Uma investigação sobre a alma


Por que é que conseguem brincar com o vosso cão mas não lhe conseguem contar uma história?

Patrícia Gouveia lançou hoje o livro Artes e Jogos Digitais. Tendo já dado uma vista de olhos por algumas coisas que ela escreveu, conhecendo o seu blogue (mouseland), tendo-a entrevistado aqui para esta casa (jogos de realidade alternativa), tinha elevadas expectativas para o livro. O que a Autora disse na apresentação, mais o que disse na mesma ocasião Henrique Garcia Pereira (Professor Catedrático no Técnico e outras coisas mais), agravaram o meu estado de curiosidade e interesse.
O livro anda pelos jogos digitais. Pronto, pode parecer coisa simples. Sim, há a arte que não é digital. Há as comparações com o cinema. Há a história do meio que é mensagem, a lembrar McLuhan. Há o natural e o artificial e meterem-se os pés pelas mãos, mais o real e o virtual cujas fronteiras estão mais complicadas de policiar do que a fronteira terrestre entre o Afeganistão e o Paquistão. Tudo isso, pensado num horizonte filosófico, mas com os pés bem assentes na terra das práticas tecnológicas, já seria prato e sobremesa para uma bela refeição: e a Patrícia a dizer que se eu jogo jogos de computador nunca jogo o mesmo jogo quando vou outra vez ao jogo, isto é a pensadora a actualizar as palavras do Heráclito que tinha um problema com os rios, de tal modo que nunca se banhava no mesmo. Tudo isto já seria grande promessa. Há que ler, ainda não li.
Mas vou ler à espera de ter aqui uma investigação sobre a alma. Sim. É que se houve quem procurasse a alma no corpo, quem procurasse a alma no cérebro; se ainda há quem procure a mente com bisturi, ou alegue que não há mente por ela não se encontrar com o bisturi – quando a Patrícia Gouveia fala na simulação lúdica e na arte da jogabilidade como “narração sensorial” – alto lá, que há umas campainhas que começam a tocar por todo o lado no campo de minas dos meus interesses.

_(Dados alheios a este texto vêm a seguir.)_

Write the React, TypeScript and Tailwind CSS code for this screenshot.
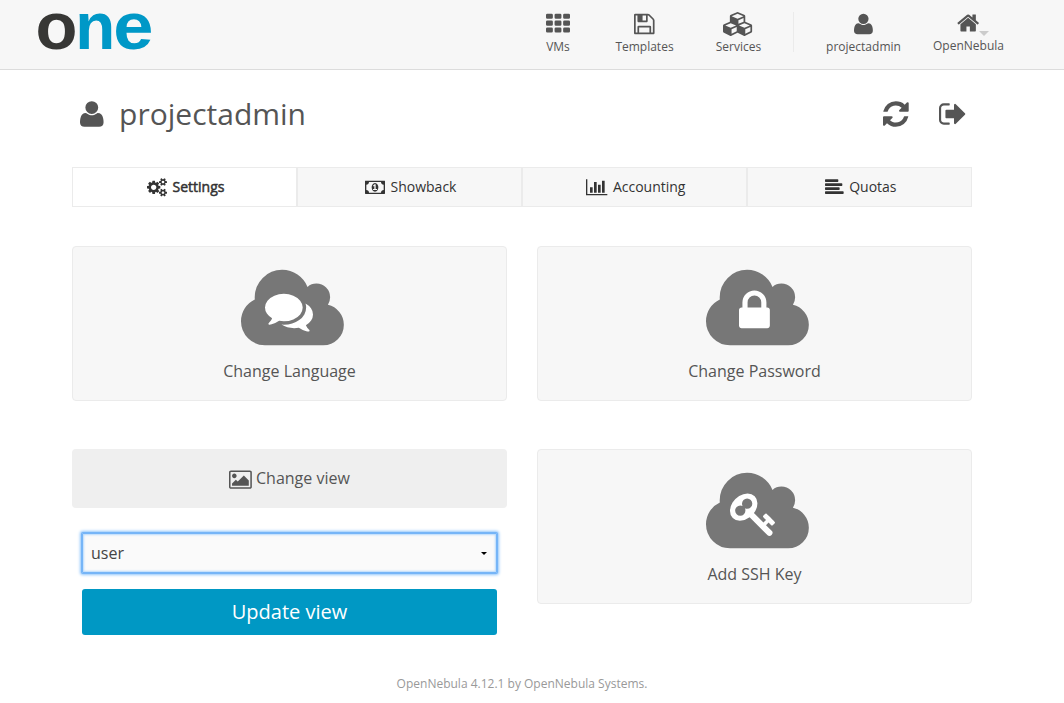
import React from "react";

type Glyph = { w: number; x?: number; flip?: boolean; d: string };

const row = (x: number, y: number, w: number, h: number, r: number) =>
  `M${x + r} ${y}h${w - 2 * r}a${r} ${r} 0 0 1 ${r} ${r}v${h - 2 * r}a${r} ${r} 0 0 1 -${r} ${r}h-${w - 2 * r}a${r} ${r} 0 0 1 -${r} -${r}v-${h - 2 * r}a${r} ${r} 0 0 1 ${r} -${r}z`;

const glyphs: Record<string, Glyph> = {
  grid: {
    w: 1792,
    d: [0, 640, 1280].flatMap((x) => [128, 640, 1152].map((y) => row(x, y, 512, 384, 96))).join(""),
  },
  user: {
    w: 1408,
    flip: true,
    d: "M1408 131q0 -120 -73 -189.5t-194 -69.5h-874q-121 0 -194 69.5t-73 189.5q0 53 3.5 103.5t14 109t26.5 108.5t43 97.5t62 81t85.5 53.5t111.5 20q9 0 42 -21.5t74.5 -48t108 -48t133.5 -21.5t133.5 21.5t108 48t74.5 48t42 21.5q61 0 111.5 -20t85.5 -53.5t62 -81t43 -97.5t26.5 -108.5t14 -109t3.5 -103.5zM1088 1024q0 -159 -112.5 -271.5t-271.5 -112.5t-271.5 112.5t-112.5 271.5t112.5 271.5t271.5 112.5t271.5 -112.5t112.5 -271.5z",
  },
  floppy: {
    w: 1536,
    x: 128,
    d: "M512 1536h768v-384h-768v384zm896 0h128v-896q0-14-10-38.5t-20-34.5l-281-281q-10-10-34-20t-39-10v416q0 40-28 68t-68 28h-576q-40 0-68-28t-28-68v-416h-128v1280h128v-416q0-40 28-68t68-28h832q40 0 68 28t28 68v416zm-384-928v-320q0-13-9.5-22.5t-22.5-9.5h-192q-13 0-22.5 9.5t-9.5 22.5v320q0 13 9.5 22.5t22.5 9.5h192q13 0 22.5-9.5t9.5-22.5zm640 32v928q0 40-28 68t-68 28h-1344q-40 0-68-28t-28-68v-1344q0-40 28-68t68-28h928q40 0 88 20t76 48l280 280q28 28 48 76t20 88z",
  },
  cubes: {
    w: 2304,
    d: "M640 1632l384-192v-314l-384 164v342zm-64-454l404-173-404-173-404 173zm1088 454l384-192v-314l-384 164v342zm-64-454l404-173-404-173-404 173zm-448-293l384-165v-266l-384 164v267zm-64-379l441-189-441-189-441 189zm1088 518v416q0 36-19 67t-52 47l-448 224q-25 14-57 14t-57-14l-448-224q-4-2-7-4-2 2-7 4l-448 224q-25 14-57 14t-57-14l-448-224q-33-16-52-47t-19-67v-416q0-38 21.5-70t56.5-48l434-186v-400q0-38 21.5-70t56.5-48l448-192q23-10 50-10t50 10l448 192q35 16 56.5 48t21.5 70v400l434 186q36 16 57 48t21 70z",
  },
  home: {
    w: 1664,
    x: 64,
    d: "M1472 992v480q0 26-19 45t-45 19h-384v-384h-256v384h-384q-26 0-45-19t-19-45v-480q0-1 .5-3t.5-3l575-474 575 474q1 2 1 6zm223-69l-62 74q-8 9-21 11h-3q-13 0-21-7l-692-577-692 577q-12 8-24 7-13-2-21-11l-62-74q-8-10-7-23.5t11-21.5l719-599q32-26 76-26t76 26l244 204v-195q0-14 9-23t23-9h192q14 0 23 9t9 23v408l219 182q10 8 11 21.5t-7 23.5z",
  },
  refresh: {
    w: 1536,
    x: 128,
    d: "M1639 1056q0 5-1 7-64 268-268 434.5t-478 166.5q-146 0-282.5-55t-243.5-157l-129 129q-19 19-45 19t-45-19-19-45v-448q0-26 19-45t45-19h448q26 0 45 19t19 45-19 45l-137 137q71 66 161 102t187 36q134 0 250-65t186-179q11-17 53-117 8-23 30-23h192q13 0 22.5 9.5t9.5 22.5zm25-800v448q0 26-19 45t-45 19h-448q-26 0-45-19t-19-45 19-45l138-138q-148-137-349-137-134 0-250 65t-186 179q-11 17-53 117-8 23-30 23h-199q-13 0-22.5-9.5t-9.5-22.5v-7q65-268 270-434.5t480-166.5q146 0 284 55.5t245 156.5l130-129q19-19 45-19t45 19 19 45z",
  },
  signOut: {
    w: 1600,
    x: 64,
    d: "M704 1440q0 4 1 20t.5 26.5-3 23.5-10 19.5-20.5 6.5h-320q-119 0-203.5-84.5t-84.5-203.5v-704q0-119 84.5-203.5t203.5-84.5h320q13 0 22.5 9.5t9.5 22.5q0 4 1 20t.5 26.5-3 23.5-10 19.5-20.5 6.5h-320q-66 0-113 47t-47 113v704q0 66 47 113t113 47h312l11.5 1 11.5 3 8 5.5 7 9 2 13.5zm928-544q0 26-19 45l-544 544q-19 19-45 19t-45-19-19-45v-288h-448q-26 0-45-19t-19-45v-384q0-26 19-45t45-19h448v-288q0-26 19-45t45-19 45 19l544 544q19 19 19 45z",
  },
  cogs: {
    w: 1920,
    d: "M896 896q0-106-75-181t-181-75-181 75-75 181 75 181 181 75 181-75 75-181zm768 512q0-52-38-90t-90-38-90 38-38 90q0 53 37.5 90.5t90.5 37.5 90.5-37.5 37.5-90.5zm0-1024q0-52-38-90t-90-38-90 38-38 90q0 53 37.5 90.5t90.5 37.5 90.5-37.5 37.5-90.5zm-384 421v185q0 10-7 19.5t-16 10.5l-155 24q-11 35-32 76 34 48 90 115 7 11 7 20 0 12-7 19-23 30-82.5 89.5t-78.5 59.5q-11 0-21-7l-115-90q-37 19-77 31-11 108-23 155-7 24-30 24h-186q-11 0-20-7.5t-10-17.5l-23-153q-34-10-75-31l-118 89q-7 7-20 7-11 0-21-8-144-133-144-160 0-9 7-19 10-14 41-53t47-61q-23-44-35-82l-152-24q-10-1-17-9.5t-7-19.5v-185q0-10 7-19.5t16-10.5l155-24q11-35 32-76-34-48-90-115-7-11-7-20 0-12 7-20 22-30 82-89t79-59q11 0 21 7l115 90q34-18 77-32 11-108 23-154 7-24 30-24h186q11 0 20 7.5t10 17.5l23 153q34 10 75 31l118-89q8-7 20-7 11 0 21 8 144 133 144 160 0 8-7 19-12 16-42 54t-45 60q23 48 34 82l152 23q10 2 17 10.5t7 19.5zm640 533v140q0 16-149 31-12 27-30 52 51 113 51 138 0 4-4 7-122 71-124 71-8 0-46-47t-52-68q-20 2-30 2t-30-2q-14 21-52 68t-46 47q-2 0-124-71-4-3-4-7 0-25 51-138-18-25-30-52-149-15-149-31v-140q0-16 149-31 13-29 30-52-51-113-51-138 0-4 4-7 4-2 35-20t59-34 30-16q8 0 46 46.5t52 67.5q20-2 30-2t30 2q51-71 92-112l6-2q4 0 124 70 4 3 4 7 0 25-51 138 17 23 30 52 149 15 149 31zm0-1024v140q0 16-149 31-12 27-30 52 51 113 51 138 0 4-4 7-122 71-124 71-8 0-46-47t-52-68q-20 2-30 2t-30-2q-14 21-52 68t-46 47q-2 0-124-71-4-3-4-7 0-25 51-138-18-25-30-52-149-15-149-31v-140q0-16 149-31 13-29 30-52-51-113-51-138 0-4 4-7 4-2 35-20t59-34 30-16q8 0 46 46.5t52 67.5q20-2 30-2t30 2q51-71 92-112l6-2q4 0 124 70 4 3 4 7 0 25-51 138 17 23 30 52 149 15 149 31z",
  },
  money: {
    w: 1920,
    d: "M768 1152h384v-96h-128v-448h-114l-148 137 77 80q42-37 55-57h2v288h-128v96zm512-256q0 70-21 142t-59.5 134-101.5 101-138 39-138-39-101.5-101-59.5-134-21-142 21-142 59.5-134 101.5-101 138-39 138 39 101.5 101 59.5 134 21 142zm512 256v-512q-106 0-181-75t-75-181h-1152q0 106-75 181t-181 75v512q106 0 181 75t75 181h1152q0-106 75-181t181-75zm128-832v1152q0 26-19 45t-45 19h-1792q-26 0-45-19t-19-45v-1152q0-26 19-45t45-19h1792q26 0 45 19t19 45z",
  },
  chart: {
    w: 2048,
    d: "M640 896v512h-256v-512h256zm384-512v1024h-256v-1024h256zm1024 1152v128h-2048v-1536h128v1408h1920zm-640-896v768h-256v-768h256zm384-384v1152h-256v-1152h256z",
  },
  alignLeft: {
    w: 1792,
    d: row(0, 128, 1280, 256, 64) + row(0, 512, 1664, 256, 64) + row(0, 896, 1408, 256, 64) + row(0, 1280, 1792, 256, 64),
  },
  picture: {
    w: 1920,
    x: -64,
    d: "M576 576q0 80-56 136t-136 56-136-56-56-136 56-136 136-56 136 56 56 136zm1024 384v448h-1408v-192l320-320 160 160 512-512zm96-704h-1600q-13 0-22.5 9.5t-9.5 22.5v1216q0 13 9.5 22.5t22.5 9.5h1600q13 0 22.5-9.5t9.5-22.5v-1216q0-13-9.5-22.5t-22.5-9.5zm160 32v1216q0 66-47 113t-113 47h-1600q-66 0-113-47t-47-113v-1216q0-66 47-113t113-47h1600q66 0 113 47t47 113z",
  },
  cloud: {
    w: 1920,
    d: "M1920 1152q0 159-112.5 271.5t-271.5 112.5h-1088q-185 0-316.5-131.5t-131.5-316.5q0-132 71-241.5t187-163.5q-2-28-2-43 0-212 150-362t362-150q158 0 286.5 88t187.5 230q70-62 166-62 106 0 181 75t75 181q0 75-41 138 129 30 213 134.5t84 239.5z",
  },
  comments: {
    w: 1792,
    d: "M1408 768q0 139-94 257t-256.5 186.5-353.5 68.5q-86 0-176-16-124 88-278 128-36 9-86 16h-3q-11 0-20.5-8t-11.5-21q-1-3-1-6.5t.5-6.5 2-6l2.5-5 3.5-5.5 4-5 4.5-5 4-4.5q5-6 23-25t26-29.5 22.5-29 25-38.5 20.5-44q-124-72-195-177t-71-224q0-139 94-257t256.5-186.5 353.5-68.5 353.5 68.5 256.5 186.5 94 257zm384 256q0 120-71 224.5t-195 176.5q10 24 20.5 44t25 38.5 22.5 29 26 29.5 23 25q1 1 4 4.5t4.5 5 4 5 3.5 5.5l2.5 5 2 6 .5 6.5-1 6.5q-3 14-13 22t-22 7q-50-7-86-16-154-40-278-128-90 16-176 16-271 0-472-132 58 4 88 4 161 0 309-45t264-129q125-92 192-212t67-254q0-77-23-152 129 71 204 178t75 230z",
  },
  lock: {
    w: 1152,
    x: 320,
    d: "M640 768h512v-192q0-106-75-181t-181-75-181 75-75 181v192zm832 96v576q0 40-28 68t-68 28h-960q-40 0-68-28t-28-68v-576q0-40 28-68t68-28h32v-192q0-184 132-316t316-132 316 132 132 316v192h32q40 0 68 28t28 68z",
  },
  key: {
    w: 1792,
    d: "M832 512q0-80-56-136t-136-56-136 56-56 136q0 42 19 83-41-19-83-19-80 0-136 56t-56 136 56 136 136 56 136-56 56-136q0-42-19-83 41 19 83 19 80 0 136-56t56-136zm851 704q0 17-49 66t-66 49q-9 0-28.5-16t-36.5-33-38.5-40-24.5-26l-96 96 220 220q28 28 28 68 0 42-39 81t-81 39q-40 0-68-28l-671-671q-176 131-365 131-163 0-265.5-102.5t-102.5-265.5q0-160 95-313t248-248 313-95q163 0 265.5 102.5t102.5 265.5q0 189-131 365l355 355 96-96q-3-3-26-24.5t-40-38.5-33-36.5-16-28.5q0-17 49-66t66-49q13 0 23 10 6 6 46 44.5t82 79.5 86.5 86 73 78 28.5 41z",
  },
};

function Icon({ name, size, className = "" }: { name: string; size: number; className?: string }) {
  const g = glyphs[name];
  return (
    <svg
      width={(g.w * size) / 1792}
      height={size}
      viewBox={`${g.x ?? 0} 0 ${g.w} 1792`}
      fill="currentColor"
      className={`shrink-0 overflow-visible ${className}`}
      aria-hidden="true"
    >
      <path d={g.d} transform={g.flip ? "translate(0 1536) scale(1 -1)" : undefined} />
    </svg>
  );
}

function Logo() {
  return (
    <svg width="120" height="69" viewBox="0 0 120 69" className="ml-[36px] overflow-visible font-['Liberation_Sans',sans-serif] text-[66px] font-bold">
      <text x="-0.4" y="49" textLength="42" lengthAdjust="spacingAndGlyphs" fill="#373735">o</text>
      <text x="39.3" y="48.7" textLength="40" lengthAdjust="spacingAndGlyphs" fill="#0098c7">n</text>
      <text x="77.3" y="49" textLength="40.2" lengthAdjust="spacingAndGlyphs" fill="#0098c7">e</text>
    </svg>
  );
}

function NavItem({ icon, label, className }: { icon: string; label: string; className: string }) {
  return (
    <a className={`flex flex-col items-center whitespace-nowrap text-xs leading-4 ${className}`}>
      <Icon name={icon} size={24} />
      <span className="mt-[3px]">{label}</span>
    </a>
  );
}

function Card({ icon, label, iconClass }: { icon: string; label: string; iconClass: string }) {
  return (
    <button className="flex h-[155px] w-full flex-col items-center rounded border border-[#ebebeb] bg-[#f7f7f7] pt-[15.5px]">
      <span className="relative ml-[6px] block text-[#777]">
        <Icon name="cloud" size={96} />
        <Icon name={icon} size={48} className={`absolute top-6 text-white ${iconClass}`} />
      </span>
      <span className="mt-[0.5px] text-base leading-6">{label}</span>
    </button>
  );
}

const tabs = [
  { icon: "cogs", label: "Settings" },
  { icon: "money", label: "Showback" },
  { icon: "chart", label: "Accounting" },
  { icon: "alignLeft", label: "Quotas" },
];

export default function App() {
  return (
    <div className="h-[703px] w-[1064px] overflow-hidden bg-white font-['Open_Sans',sans-serif] text-[#555]">
      <header className="flex h-[70px] items-start border-b border-[#dcdcdc] bg-[#f7f7f7]">
        <Logo />
        <nav className="ml-[378px] flex items-start pt-[11.5px]">
          <NavItem icon="grid" label="VMs" className="w-12" />
          <NavItem icon="floppy" label="Templates" className="ml-6 w-[77px]" />
          <NavItem icon="cubes" label="Services" className="ml-[27px] w-[57px]" />
          <span className="ml-[26px] h-10 w-px bg-[#ebebeb]" />
          <NavItem icon="user" label="projectadmin" className="ml-[26px] w-[87px]" />
          <div className="relative ml-[21px] w-[81px]">
            <NavItem icon="home" label="OpenNebula" className="-mt-px w-[81px]" />
            <span className="absolute left-[51px] top-[19.5px] border-x-[5px] border-t-[5px] border-x-transparent border-t-[#ccc]" />
          </div>
        </nav>
      </header>

      <main className="ml-[72px] w-[900px]">
        <div className="flex h-[97px] items-start pt-[22px]">
          <Icon name="user" size={30} className="ml-[7.5px] mt-[7px]" />
          <h1 className="ml-4 text-[30px] leading-[44px]">projectadmin</h1>
          <div className="ml-auto mr-[6px] mt-[7px] flex gap-[31px]">
            <Icon name="refresh" size={30} />
            <Icon name="signOut" size={30} />
          </div>
        </div>

        <div className="grid h-10 grid-cols-4 text-sm text-[#333]">
          {tabs.map((t, i) => (
            <button
              key={t.label}
              className={`flex items-center justify-center gap-[6px] border border-[#ebebeb] pl-[2px] ${i === 0 ? "bg-white [-webkit-text-stroke:0.5px_#333]" : "bg-[#f7f7f7]"}`}
            >
              <Icon name={t.icon} size={18.67} />
              <span>{t.label}</span>
            </button>
          ))}
        </div>

        <div className="mt-[39px] grid grid-cols-2 gap-[30px]">
          <Card icon="comments" label="Change Language" iconClass="left-6" />
          <Card icon="lock" label="Change Password" iconClass="left-[32.5px]" />
        </div>

        <div className="mt-12 grid grid-cols-2 gap-[30px]">
          <div>
            <button className="flex h-[59px] w-full items-center justify-center gap-1 rounded bg-[#efefef] text-base">
              <Icon name="picture" size={21.33} className="mt-[2px]" />
              <span className="-mt-[2px]">Change view</span>
            </button>
            <div className="mx-[10px] mt-[25px] flex h-10 items-center justify-between rounded-[1px] bg-[#fafafa] pl-[9px] pr-[10px] text-base text-[#444] shadow-[0_0_0_1px_#76b5f7,inset_0_0_0_1px_#76b5f7,0_0_3px_2px_#8fc5fb,inset_0_0_2px_2px_#b6d9fc]">
              <span>user</span>
              <span className="border-x-[3px] border-t-[3px] border-x-transparent border-t-black" />
            </div>
            <button className="mx-[10px] mt-4 block h-[46px] w-[415px] rounded-[3px] bg-[#0098c4] text-xl text-white">
              Update view
            </button>
          </div>
          <Card icon="key" label="Add SSH Key" iconClass="left-6" />
        </div>
      </main>

      <footer className="mt-[41px] pr-5 text-center text-xs leading-4 text-[#999]">
        OpenNebula 4.12.1 by OpenNebula Systems.
      </footer>
    </div>
  );
}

Interesse pelo corpo sentido que sente, pelo corpo no mundo a fazer mundo, a ser mundo com a carne. Sentir, pois, primordial. Sim, é por aí que anda a alma, mesmo que ela não exista: nesse mundo por onde nos espalhamos por todos os meios.
Aquela pergunta lá em cima, que mete cão e narrativa, é uma maneira engenhosa de a Autora dizer que resume o primeiro capítulo. Ou que lança as questões que o primeiro capítulo abre. Pode começar por esse enigma e depois… continuar, claro. Vamos a isso.
A sério: livro para pensar. E apontado ao coração deste tempo que nos muda.